5 Responses to “Jim Carroll is now also a person who died”

  1. james myers Says:

    and he had a trusted rhythm of his own when he read. He was always pulling back on the beat, not like in his singing. You figured he’d picked up a lot from St Marks, learning how to hold the idea or image in the phrases of the sentence.
    And he felt right.

  2. Tony O'Neill Says:

    Man, this is terrible news. Whatever ‘it’ was, Jim had it. A really great prose writer, and a poet of exceptional talent. And he lived it, it wasn’t just some abstract notion to him.
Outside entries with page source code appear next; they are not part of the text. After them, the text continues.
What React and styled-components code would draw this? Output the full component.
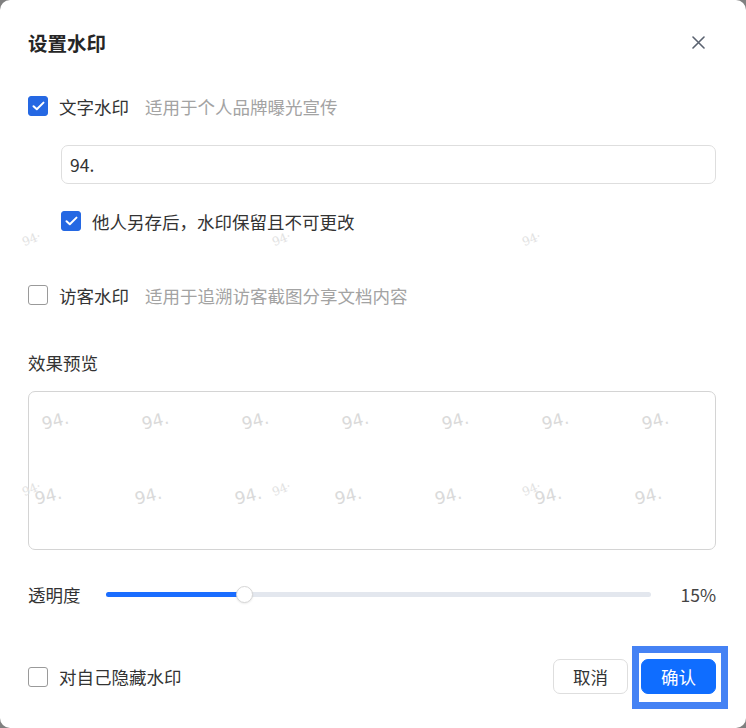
import React from "react";
import styled, { createGlobalStyle } from "styled-components";

const Global = createGlobalStyle`
  html, body { margin: 0; padding: 0; background: #808080; }
  body { font-family: "Noto Sans CJK SC", "Noto Sans", sans-serif; }
  * { box-sizing: border-box; }
`;

const Dialog = styled.div`
  position: relative;
  width: 746px;
  height: 728px;
  background: #fff;
  border-radius: 10px;
  overflow: hidden;
  padding: 0 30px 0 28px;
  display: flex;
  flex-direction: column;
  color: #333;
  font-size: 17.5px;
`;

const Header = styled.div`
  height: 84px;
  display: flex;
  align-items: center;
  justify-content: space-between;
`;

const Title = styled.h1`
  margin: 0;
  font-size: 19.5px;
  font-weight: 700;
  color: #262626;
`;

const CloseBtn = styled.button`
  border: 0;
  background: none;
  padding: 0;
  width: 20px;
  height: 20px;
  margin-right: 8px;
  display: flex;
  align-items: center;
  justify-content: center;
  cursor: pointer;
`;

const OptionRow = styled.label`
  display: flex;
  align-items: center;
  height: 24px;
  margin-top: ${(p) => p.$mt || 0}px;
  margin-left: ${(p) => p.$indent || 0}px;
  white-space: nowrap;
`;

const Box = styled.span`
  width: 20px;
  height: 20px;
  border-radius: 3px;
  flex: none;
  display: flex;
  align-items: center;
  justify-content: center;
  background: ${(p) => (p.$checked ? "#2568e3" : "#fff")};
  border: 1px solid ${(p) => (p.$checked ? "#2568e3" : "#9a9a9a")};
  margin-right: 11px;
`;

const Label = styled.span`
  color: #333;
`;

const Desc = styled.span`
  color: #a3a3a3;
  margin-left: 16px;
`;

const TextInput = styled.div`
  margin-top: 27px;
  margin-left: 33px;
  height: 39px;
  border: 1px solid #dedede;
  border-radius: 7px;
  display: flex;
  align-items: center;
  padding-left: 8px;
  color: #333;
`;

const SectionTitle = styled.div`
  margin-top: 43px;
  height: 24px;
  display: flex;
  align-items: center;
`;

const Preview = styled.div`
  position: relative;
  margin-top: 17px;
  height: 159px;
  border: 1px solid #d4d4d4;
  border-radius: 7px;
  overflow: hidden;
`;

const PreviewMark = styled.span`
  position: absolute;
  font-family: "DejaVu Sans", sans-serif;
  font-size: 17px;
  color: #dadada;
  transform: rotate(-14deg);
  transform-origin: left center;
  white-space: nowrap;
`;

const PageMarks = styled.div`
  position: absolute;
  inset: 0;
  pointer-events: none;
`;

const PageMark = styled.span`
  position: absolute;
  font-family: "DejaVu Serif", serif;
  font-size: 12px;
  color: #e2e2e2;
  transform: rotate(-22deg);
  white-space: nowrap;
`;

const SliderRow = styled.div`
  margin-top: 32px;
  height: 24px;
  display: flex;
  align-items: center;
`;

const SliderLabel = styled.span`
  width: 78px;
  flex: none;
`;

const Track = styled.div`
  position: relative;
  width: 545px;
  height: 5px;
  border-radius: 3px;
  background: #e3e7ee;
  flex: none;
`;

const Fill = styled.div`
  height: 100%;
  border-radius: 3px;
  background: #1a6dff;
`;

const Thumb = styled.div`
  position: absolute;
  top: 50%;
  width: 17px;
  height: 17px;
  margin-left: -8px;
  margin-top: -8.5px;
  border-radius: 50%;
  background: #fff;
  border: 1px solid #d6d6d6;
  box-shadow: 0 1px 2px rgba(0, 0, 0, 0.08);
`;

const Value = styled.span`
  flex: 1;
  text-align: right;
  color: #444;
`;

const Footer = styled.div`
  margin-top: 53px;
  height: 35px;
  display: flex;
  align-items: center;
  justify-content: space-between;
`;

const Buttons = styled.div`
  display: flex;
  gap: 13px;
`;

const Button = styled.button`
  position: relative;
  width: 75px;
  height: 35px;
  border-radius: 7px;
  font-family: inherit;
  font-size: 17.5px;
  cursor: pointer;
  border: 1px solid ${(p) => (p.$primary ? "#0f6dff" : "#dedede")};
  background: ${(p) => (p.$primary ? "#0f6dff" : "#fff")};
  color: ${(p) => (p.$primary ? "#fff" : "#333")};
  display: flex;
  align-items: center;
  justify-content: center;
  padding: 0;
`;

const FocusRing = styled.span`
  position: absolute;
  left: -10px;
  right: -13px;
  top: -14px;
  bottom: -16px;
  border: 7px solid #4582f4;
  pointer-events: none;
`;

const Check = () => (
  <svg width="13" height="10" viewBox="0 0 13 10" fill="none">
    <path d="M1.5 5.2 L4.8 8.3 L11.5 1.6" stroke="#fff" strokeWidth="2" strokeLinecap="round" strokeLinejoin="round" />
  </svg>
);

const CheckBox = ({ checked }) => <Box $checked={checked}>{checked && <Check />}</Box>;

const previewMarks = [];
[0, 1, 2, 3, 4, 5, 6].forEach((i) => {
  previewMarks.push({ x: 13 + i * 100, y: 22 });
  previewMarks.push({ x: 6 + i * 100, y: 97 });
});

const pageMarks = [];
[240, 490].forEach((y) => {
  [22, 272, 522].forEach((x) => pageMarks.push({ x, y: y - 8 }));
});

export default function App() {
  return (
    <>
      <Global />
      <Dialog>
        <Header>
          <Title>设置水印</Title>
          <CloseBtn aria-label="关闭">
            <svg width="13" height="13" viewBox="0 0 13 13">
              <path d="M1 1 L12 12 M12 1 L1 12" stroke="#5a6270" strokeWidth="1.6" strokeLinecap="round" />
            </svg>
          </CloseBtn>
        </Header>

        <OptionRow $mt={10}>
          <CheckBox checked />
          <Label>文字水印</Label>
          <Desc>适用于个人品牌曝光宣传</Desc>
        </OptionRow>

        <TextInput>94.</TextInput>

        <OptionRow $mt={25} $indent={33}>
          <CheckBox checked />
          <Label>他人另存后，水印保留且不可更改</Label>
        </OptionRow>

        <OptionRow $mt={50}>
          <CheckBox />
          <Label>访客水印</Label>
          <Desc>适用于追溯访客截图分享文档内容</Desc>
        </OptionRow>

        <SectionTitle>效果预览</SectionTitle>

        <Preview>
          {previewMarks.map((m, i) => (
            <PreviewMark key={i} style={{ left: m.x, top: m.y }}>94.</PreviewMark>
          ))}
        </Preview>

        <SliderRow>
          <SliderLabel>透明度</SliderLabel>
          <Track>
            <Fill style={{ width: "25.3%" }} />
            <Thumb style={{ left: "25.3%" }} />
          </Track>
          <Value>15%</Value>
        </SliderRow>

        <Footer>
          <OptionRow>
            <CheckBox />
            <Label>对自己隐藏水印</Label>
          </OptionRow>
          <Buttons>
            <Button>取消</Button>
            <Button $primary>
              确认
              <FocusRing />
            </Button>
          </Buttons>
        </Footer>

        <PageMarks>
          {pageMarks.map((m, i) => (
            <PageMark key={i} style={{ left: m.x, top: m.y }}>94·</PageMark>
          ))}
        </PageMarks>
      </Dialog>
    </>
  );
}
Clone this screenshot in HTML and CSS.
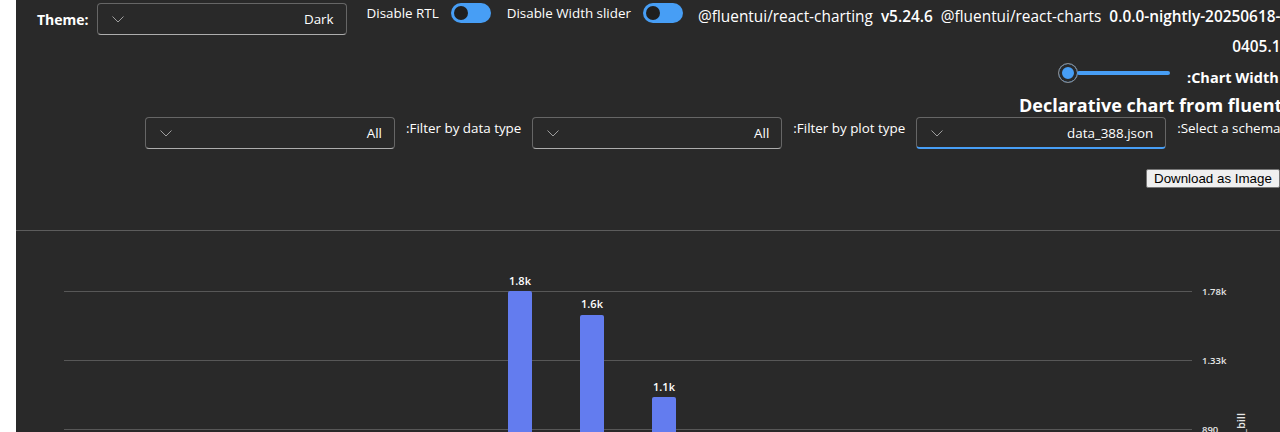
FILE: index.html
```html
<!DOCTYPE html>
<html lang="en">

<head>
  <meta charset="UTF-8" />
  <meta name="viewport" content="width=device-width, initial-scale=1.0" />
  <title>Declarative chart from fluentui</title>
  <link rel="stylesheet" href="styles.css">
</head>

<body>
  <div class="page">
    <div class="top-row">
      <div class="theme-field">
        <span class="theme-label">Theme:</span>
        <div class="dropdown">
          <svg class="chevron" width="12" height="12" viewBox="0 0 12 12"><path d="M0.5 3.5 L6 9 L11.5 3.5" /></svg>
          <span>Dark</span>
        </div>
      </div>
      <div class="switch-field">
        <span>Disable RTL</span>
        <span class="toggle"><span class="knob"></span></span>
      </div>
      <div class="switch-field second">
        <span>Disable Width slider</span>
        <span class="toggle"><span class="knob"></span></span>
      </div>
      <div class="versions">
        <div>@fluentui/react-charting&nbsp; <b>v5.24.6</b>&nbsp; @fluentui/react-charts&nbsp; <b>0.0.0-nightly-20250618-</b></div>
        <div class="version-end"><b>0405.1</b></div>
      </div>
    </div>

    <div class="width-row">
      <div class="slider">
        <span class="thumb"></span>
        <span class="rail"></span>
      </div>
      <span class="width-label">:Chart Width</span>
    </div>

    <h2 class="title">Declarative chart from fluentui</h2>

    <div class="filter-row">
      <div class="dropdown">
        <svg class="chevron" width="12" height="12" viewBox="0 0 12 12"><path d="M0.5 3.5 L6 9 L11.5 3.5" /></svg>
        <span>All</span>
      </div>
      <span class="filter-label">:Filter by data type</span>
      <div class="dropdown">
        <svg class="chevron" width="12" height="12" viewBox="0 0 12 12"><path d="M0.5 3.5 L6 9 L11.5 3.5" /></svg>
        <span>All</span>
      </div>
      <span class="filter-label">:Filter by plot type</span>
      <div class="dropdown focused">
        <svg class="chevron" width="12" height="12" viewBox="0 0 12 12"><path d="M0.5 3.5 L6 9 L11.5 3.5" /></svg>
        <span>data_388.json</span>
      </div>
      <span class="filter-label">:Select a schema</span>
    </div>

    <div class="download-row">
      <button class="download">Download as Image</button>
    </div>

    <hr class="divider">

    <!-- Chart -->
    <svg class="chart" width="1264" height="201" viewBox="0 0 1264 201">
      <g class="grid">
        <line x1="48" y1="60.5" x2="1176" y2="60.5" />
        <line x1="48" y1="129.5" x2="1176" y2="129.5" />
        <line x1="48" y1="198.5" x2="1176" y2="198.5" />
      </g>
      <g class="ticks">
        <text x="1186" y="64">1.78k</text>
        <text x="1186" y="133">1.33k</text>
        <text x="1186" y="202">890</text>
      </g>
      <g class="bars">
        <path d="M492 62 a2 2 0 0 1 2 -2 h20 a2 2 0 0 1 2 2 V201 H492 Z" />
        <path d="M564 86 a2 2 0 0 1 2 -2 h20 a2 2 0 0 1 2 2 V201 H564 Z" />
        <path d="M636 168 a2 2 0 0 1 2 -2 h20 a2 2 0 0 1 2 2 V201 H636 Z" />
      </g>
      <g class="bar-labels">
        <text x="504" y="54">1.8k</text>
        <text x="576" y="77">1.6k</text>
        <text x="648" y="160">1.1k</text>
      </g>
      <text class="axis-title" x="1229" y="182" transform="rotate(-90 1229 182)">sum of total_bill</text>
    </svg>
  </div>
</body>

</html>
```

FILE: styles.css
```css
body {
  margin: 0;
  background-color: #fff;
  font-family: "Open Sans", "Noto Sans", sans-serif;
  font-size: 13.4px;
  overflow: hidden;
}

.page {
  margin-left: 16px;
  height: 432px;
  background-color: #292929;
  color: #fff;
  overflow: hidden;
}

/* Linha de cima */
.top-row {
  display: flex;
  align-items: flex-start;
  padding: 3px 0 0 21px;
  white-space: nowrap;
}

.theme-field {
  display: flex;
  align-items: center;
  gap: 8px;
  flex-shrink: 0;
}

.theme-label {
  font-weight: 700;
  font-size: 14px;
}

.dropdown {
  box-sizing: border-box;
  flex-shrink: 0;
  display: flex;
  align-items: center;
  justify-content: space-between;
  width: 250px;
  height: 32px;
  padding: 0 12px 0 14px;
  border: 1px solid #666;
  border-bottom-color: #adadad;
  border-radius: 4px;
  background-color: #292929;
}

.dropdown.focused {
  border-bottom: 2px solid #479ef5;
}

.chevron path {
  fill: none;
  stroke: #9e9e9e;
  stroke-width: 1;
}

.switch-field {
  display: flex;
  align-items: center;
  flex-shrink: 0;
  gap: 12px;
  height: 20px;
  margin-left: 20px;
}

.switch-field.second {
  margin-left: 16px;
}

.toggle {
  display: flex;
  align-items: center;
  width: 40px;
  height: 20px;
  border-radius: 10px;
  background-color: #479ef5;
  box-sizing: border-box;
  padding-left: 3px;
}

.knob {
  width: 14px;
  height: 14px;
  border-radius: 50%;
  background-color: #1f1f1f;
}

.versions {
  flex: 1;
  margin: -1px 0 0 15px;
  font-size: 15.4px;
  line-height: 30px;
}

.versions b {
  font-weight: 600;
}

.version-end {
  text-align: right;
}

/* Slider */
.width-row {
  display: flex;
  align-items: flex-start;
  padding-left: 1042px;
  margin-top: 1px;
  white-space: nowrap;
}

.slider {
  display: flex;
  align-items: center;
  flex-shrink: 0;
  width: 112px;
  height: 20px;
}

.thumb {
  box-sizing: border-box;
  width: 20px;
  height: 20px;
  border-radius: 50%;
  border: 1px solid #8a8a8a;
  background-color: #479ef5;
  box-shadow: inset 0 0 0 3px #292929;
}

.rail {
  flex: 1;
  height: 4px;
  margin-left: -1px;
  border-radius: 2px;
  background-color: #479ef5;
}

.width-label {
  margin: 5px 0 0 17px;
  line-height: 20px;
  font-size: 14.5px;
  font-weight: 700;
}

.title {
  margin: 5px 0 0;
  padding-left: 1003px;
  font-size: 18px;
  line-height: 24px;
  font-weight: 700;
  white-space: nowrap;
}

/* Filtros */
.filter-row {
  display: flex;
  align-items: flex-start;
  padding-left: 129px;
  white-space: nowrap;
}

.filter-label {
  flex-shrink: 0;
  margin: 1px 11px 0 11px;
  line-height: 20px;
}

.download-row {
  padding: 20px 0 0 1130px;
  white-space: nowrap;
}

.download {
  font-family: "Liberation Sans", Arial, sans-serif;
  font-size: 13.33px;
  padding: 1px 7px;
  background-color: #efefef;
  color: #000;
  border: 1px solid #767676;
  border-radius: 2px;
  white-space: nowrap;
}

.divider {
  margin: 42px 0 0 -16px;
  border: 0;
  border-top: 1px solid #5c5c5c;
}

/* Grafico */
.chart {
  display: block;
  font-family: "Open Sans", "Noto Sans", sans-serif;
}

.grid line {
  stroke: #575757;
  stroke-width: 1;
}

.ticks text {
  fill: #e6e6e6;
  font-size: 9.5px;
  font-weight: 600;
}

.bars path {
  fill: #637cef;
}

.bar-labels text {
  fill: #fff;
  font-size: 11px;
  font-weight: 600;
  text-anchor: middle;
}

.axis-title {
  fill: #e6e6e6;
  font-size: 11px;
  font-weight: 600;
  text-anchor: end;
}
```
It’s a brave thing to actually physically embody what you write about… like the old Burroughs axiom of dividing writers up into either bullfighters, who risk getting gored, or bullshitters, who make fake passes at imaginary foes… he was definitely the former…

  3. G.D. Hawksley Says:

    There may be some irony in the fact that one of my closet friends, and the best poet I have known, was named Steven Elliott, who was also someone who died far too young, and may have had too much in common with Carroll….

  4. WhiteBoy41 Says:

    If you don’t have “Catholic Boy” in your rec. collection get it. Cuz its not a true rec. collection til you do.
    R I P Jim.

  5. Amstutz Says:

    He was a great writer, but he was great because he was haunted. I’m amazed he even made it to 60. When his book came out in 1978, my friends and I argued about whether he was still alive then.